In the evening, after visiting the concentration camp, Predro and Carol (From Brazil) and I walked back towards my hostel by way of the East Side Gallery. The East Side Gallery is an old chunk of the Berlin Wall that has become a graffiti gallery by local artists.
Pink Floyd – The Wall
Propaganda for peace – Shows the Soviet leader Leonid Brezhnev and the East Germany President Erich Honecker sharing a kiss. This painting is actually based on a real photo of this kiss taking place. The quote along the bottom states “God help me to servive this deadly love affair”.
At the end of the wall we found ourselves near my hostel and also in fact in the slums of Berlin. Not a place to wonder alone, but very cool to explore none the less. It’s the home of many eccentric and eclectic characters. There are numerous musicians performing under and around the bridge, a few more unique contemporary art galleries, cheaper food then in the city centre, and a series of beer gardens and night clubs.
The night clubs in Berlin are very well known but also very exclusive, so I didn’t even try to get in. But we did find a nice alternative beer garden down beside the bridge below street level.

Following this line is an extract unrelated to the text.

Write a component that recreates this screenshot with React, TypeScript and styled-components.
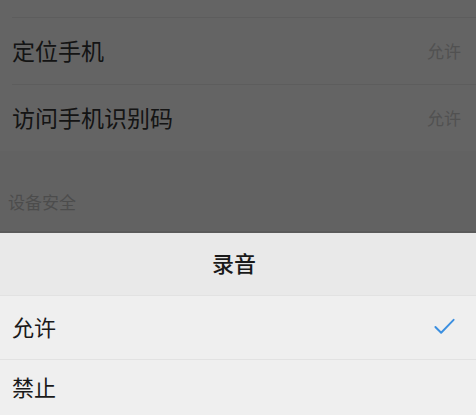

On my final day in Berlin, Pedro and I checked out a couple of the exhibits at museums and memorials around Berlin. We went to the German National Museum and rather then visiting the permanent exhibits we visited two short term exhibits. The first took a look at the events that took place in the aftermath of World War II in 8 different European countries greatly effected by the war. The second was actually about Homosexuality. It covered everything from coming out stories, to homo paraphernalia, to the AIDS epidemic, to the rise of Homosexual culture in Berlin/the world, to stories of homosexuals who were imprisonned in concentration camps, to world maps showing levels of acceptance per country/region. It was very cool, and an exhibit I can’t picture seeing in a national museum in North America anytime soon.
We also visited the holocaust exhibit underneath the holocaust memorial. It’s was very powerful and focused on being about the people. There were personal and family stories, a room where a recorded voice lists names of victims as well as a little about the person (something that done this way would take 6 years, 7 months, and 27 days to list everyone), access to an online name database of the victims, and video achieves ‘Voices of survival’.
That night I actually went down and visit with people staying in my own hostel. Ironically that’s where I met two fellow Edmontonians!
And a slew of other people. I think that night we maxed out at 15 people from all over. I think we had France, England, Australia, New York, Ontario, BC, China, Turkey, and one guy from France living in Quebec.